▸ WORK INSTRUCTIONS
Set down exactly the lines of the listing below, please, beginning with the first and ending with the line that holds "import React from".
*****
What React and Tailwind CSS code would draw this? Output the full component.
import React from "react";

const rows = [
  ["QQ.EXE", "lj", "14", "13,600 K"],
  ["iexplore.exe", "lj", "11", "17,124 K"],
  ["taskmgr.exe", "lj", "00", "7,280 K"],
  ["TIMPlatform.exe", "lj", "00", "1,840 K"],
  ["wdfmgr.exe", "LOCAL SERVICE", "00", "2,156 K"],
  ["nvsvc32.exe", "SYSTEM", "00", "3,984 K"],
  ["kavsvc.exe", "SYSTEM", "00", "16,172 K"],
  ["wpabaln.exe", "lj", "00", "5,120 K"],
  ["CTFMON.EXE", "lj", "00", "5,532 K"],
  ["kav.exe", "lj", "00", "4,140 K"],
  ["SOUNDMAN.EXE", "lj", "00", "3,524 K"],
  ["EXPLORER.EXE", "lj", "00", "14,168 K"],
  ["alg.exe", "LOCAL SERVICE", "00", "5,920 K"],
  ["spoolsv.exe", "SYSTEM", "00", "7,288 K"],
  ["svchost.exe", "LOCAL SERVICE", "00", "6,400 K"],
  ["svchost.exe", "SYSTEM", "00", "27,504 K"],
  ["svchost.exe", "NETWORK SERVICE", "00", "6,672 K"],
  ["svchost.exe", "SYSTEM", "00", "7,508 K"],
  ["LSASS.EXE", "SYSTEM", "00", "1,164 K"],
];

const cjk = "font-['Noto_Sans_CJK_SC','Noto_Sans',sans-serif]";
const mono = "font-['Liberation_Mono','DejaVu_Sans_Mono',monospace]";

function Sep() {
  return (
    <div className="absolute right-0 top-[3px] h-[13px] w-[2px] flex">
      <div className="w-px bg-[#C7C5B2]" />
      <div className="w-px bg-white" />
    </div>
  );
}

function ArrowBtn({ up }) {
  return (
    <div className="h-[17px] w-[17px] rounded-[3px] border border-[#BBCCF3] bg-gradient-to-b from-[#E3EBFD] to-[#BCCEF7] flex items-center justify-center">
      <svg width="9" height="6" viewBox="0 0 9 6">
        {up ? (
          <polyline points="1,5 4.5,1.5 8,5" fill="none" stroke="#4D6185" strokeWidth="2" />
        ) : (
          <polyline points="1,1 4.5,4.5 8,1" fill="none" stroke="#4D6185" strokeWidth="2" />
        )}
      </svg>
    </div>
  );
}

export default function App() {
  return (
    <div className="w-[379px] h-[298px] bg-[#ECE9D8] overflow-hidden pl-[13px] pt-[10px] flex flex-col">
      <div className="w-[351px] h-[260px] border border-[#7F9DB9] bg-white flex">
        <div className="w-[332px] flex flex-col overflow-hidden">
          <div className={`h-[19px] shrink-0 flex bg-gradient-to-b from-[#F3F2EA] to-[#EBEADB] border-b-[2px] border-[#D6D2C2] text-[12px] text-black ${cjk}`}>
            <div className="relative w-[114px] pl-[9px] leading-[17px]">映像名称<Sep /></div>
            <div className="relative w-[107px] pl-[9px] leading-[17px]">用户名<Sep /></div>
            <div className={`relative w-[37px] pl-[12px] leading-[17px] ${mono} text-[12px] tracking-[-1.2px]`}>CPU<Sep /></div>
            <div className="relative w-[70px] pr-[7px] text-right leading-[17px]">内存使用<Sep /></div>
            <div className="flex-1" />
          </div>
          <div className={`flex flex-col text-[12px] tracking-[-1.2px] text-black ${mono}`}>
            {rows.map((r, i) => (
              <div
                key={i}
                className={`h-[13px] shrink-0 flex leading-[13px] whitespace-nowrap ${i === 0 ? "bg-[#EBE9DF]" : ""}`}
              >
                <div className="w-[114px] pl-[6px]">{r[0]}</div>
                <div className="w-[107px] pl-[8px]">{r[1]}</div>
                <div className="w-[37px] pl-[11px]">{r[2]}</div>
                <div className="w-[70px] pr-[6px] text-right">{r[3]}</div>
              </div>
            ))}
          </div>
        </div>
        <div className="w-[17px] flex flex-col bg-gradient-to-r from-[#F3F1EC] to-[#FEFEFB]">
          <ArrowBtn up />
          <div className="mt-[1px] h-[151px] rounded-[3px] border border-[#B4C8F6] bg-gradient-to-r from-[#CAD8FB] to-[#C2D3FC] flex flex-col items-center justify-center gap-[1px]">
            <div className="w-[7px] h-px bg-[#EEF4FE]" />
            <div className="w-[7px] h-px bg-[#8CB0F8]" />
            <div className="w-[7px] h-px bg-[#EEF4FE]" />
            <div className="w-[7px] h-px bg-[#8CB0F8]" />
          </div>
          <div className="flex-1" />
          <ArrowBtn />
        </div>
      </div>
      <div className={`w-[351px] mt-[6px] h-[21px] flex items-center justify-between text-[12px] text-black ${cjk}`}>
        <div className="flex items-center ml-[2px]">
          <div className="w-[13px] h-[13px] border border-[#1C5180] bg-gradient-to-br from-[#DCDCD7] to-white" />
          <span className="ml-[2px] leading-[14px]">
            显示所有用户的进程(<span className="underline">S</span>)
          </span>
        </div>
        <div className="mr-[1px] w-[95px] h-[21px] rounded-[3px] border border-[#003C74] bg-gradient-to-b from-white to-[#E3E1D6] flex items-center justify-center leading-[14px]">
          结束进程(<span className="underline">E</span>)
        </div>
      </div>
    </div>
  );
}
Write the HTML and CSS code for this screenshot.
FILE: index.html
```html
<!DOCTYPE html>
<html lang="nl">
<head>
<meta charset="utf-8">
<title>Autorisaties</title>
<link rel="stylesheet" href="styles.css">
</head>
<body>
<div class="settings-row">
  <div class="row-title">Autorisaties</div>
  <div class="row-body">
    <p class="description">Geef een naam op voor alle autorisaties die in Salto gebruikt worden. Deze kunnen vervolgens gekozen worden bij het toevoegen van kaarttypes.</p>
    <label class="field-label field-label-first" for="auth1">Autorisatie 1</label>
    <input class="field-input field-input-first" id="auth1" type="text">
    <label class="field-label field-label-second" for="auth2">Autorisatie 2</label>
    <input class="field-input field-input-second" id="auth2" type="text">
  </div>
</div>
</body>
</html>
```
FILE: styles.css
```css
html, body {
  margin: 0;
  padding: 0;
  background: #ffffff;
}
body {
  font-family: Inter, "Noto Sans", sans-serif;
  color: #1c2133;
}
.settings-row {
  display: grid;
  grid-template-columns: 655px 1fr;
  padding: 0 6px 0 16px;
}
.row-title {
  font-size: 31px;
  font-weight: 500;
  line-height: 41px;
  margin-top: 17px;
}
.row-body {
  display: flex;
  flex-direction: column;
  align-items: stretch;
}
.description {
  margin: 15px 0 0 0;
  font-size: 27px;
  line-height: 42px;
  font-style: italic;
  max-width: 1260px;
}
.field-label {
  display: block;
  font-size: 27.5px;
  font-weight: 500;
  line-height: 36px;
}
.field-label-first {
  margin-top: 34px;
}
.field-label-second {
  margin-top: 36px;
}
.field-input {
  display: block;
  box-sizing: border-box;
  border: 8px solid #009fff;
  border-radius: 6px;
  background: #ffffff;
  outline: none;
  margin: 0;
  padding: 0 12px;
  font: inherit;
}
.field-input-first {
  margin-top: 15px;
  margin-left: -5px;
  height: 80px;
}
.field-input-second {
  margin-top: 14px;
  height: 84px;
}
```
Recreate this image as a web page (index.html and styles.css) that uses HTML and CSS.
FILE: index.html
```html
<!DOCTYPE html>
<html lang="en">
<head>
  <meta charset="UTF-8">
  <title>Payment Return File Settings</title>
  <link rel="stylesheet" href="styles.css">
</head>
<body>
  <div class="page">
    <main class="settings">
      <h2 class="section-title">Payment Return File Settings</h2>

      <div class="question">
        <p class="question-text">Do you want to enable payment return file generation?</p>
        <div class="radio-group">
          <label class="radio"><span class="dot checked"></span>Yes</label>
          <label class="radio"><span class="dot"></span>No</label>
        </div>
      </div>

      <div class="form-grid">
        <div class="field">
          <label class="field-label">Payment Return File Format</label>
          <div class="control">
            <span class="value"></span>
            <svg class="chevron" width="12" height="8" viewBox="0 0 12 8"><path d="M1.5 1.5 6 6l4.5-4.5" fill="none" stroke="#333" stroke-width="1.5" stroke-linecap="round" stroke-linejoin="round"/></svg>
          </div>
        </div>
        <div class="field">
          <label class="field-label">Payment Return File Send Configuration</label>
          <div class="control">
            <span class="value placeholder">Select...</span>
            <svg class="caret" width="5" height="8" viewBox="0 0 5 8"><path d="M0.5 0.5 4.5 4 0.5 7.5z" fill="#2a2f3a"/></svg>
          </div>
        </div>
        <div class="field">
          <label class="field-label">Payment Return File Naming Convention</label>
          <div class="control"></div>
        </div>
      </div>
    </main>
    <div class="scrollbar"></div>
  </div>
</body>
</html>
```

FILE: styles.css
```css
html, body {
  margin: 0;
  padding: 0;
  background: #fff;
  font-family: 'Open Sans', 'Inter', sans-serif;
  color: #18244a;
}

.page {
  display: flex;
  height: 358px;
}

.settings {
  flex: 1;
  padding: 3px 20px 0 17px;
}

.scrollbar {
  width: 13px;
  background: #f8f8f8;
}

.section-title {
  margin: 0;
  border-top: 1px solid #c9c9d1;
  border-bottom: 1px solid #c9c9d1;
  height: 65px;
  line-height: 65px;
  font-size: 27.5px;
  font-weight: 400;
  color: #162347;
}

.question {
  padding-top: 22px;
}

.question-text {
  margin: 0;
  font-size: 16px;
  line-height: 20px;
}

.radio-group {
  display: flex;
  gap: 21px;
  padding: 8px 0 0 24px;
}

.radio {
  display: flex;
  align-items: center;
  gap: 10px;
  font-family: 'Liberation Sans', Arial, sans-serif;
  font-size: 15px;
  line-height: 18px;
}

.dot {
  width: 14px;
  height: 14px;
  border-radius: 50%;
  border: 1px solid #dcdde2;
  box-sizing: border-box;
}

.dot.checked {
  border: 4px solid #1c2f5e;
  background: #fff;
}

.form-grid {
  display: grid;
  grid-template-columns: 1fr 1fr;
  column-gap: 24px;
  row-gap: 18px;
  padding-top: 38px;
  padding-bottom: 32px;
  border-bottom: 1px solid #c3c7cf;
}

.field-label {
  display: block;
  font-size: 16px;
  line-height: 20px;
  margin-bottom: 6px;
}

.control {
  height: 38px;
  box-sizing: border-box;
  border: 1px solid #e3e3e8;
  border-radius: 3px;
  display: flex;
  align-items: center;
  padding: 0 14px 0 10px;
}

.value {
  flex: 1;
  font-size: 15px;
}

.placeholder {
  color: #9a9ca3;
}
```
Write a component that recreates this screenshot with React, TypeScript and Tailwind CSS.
*****
▸ ANSWER FOR THE TASK
What React and Tailwind CSS code would draw this? Output the full component.
import React from "react";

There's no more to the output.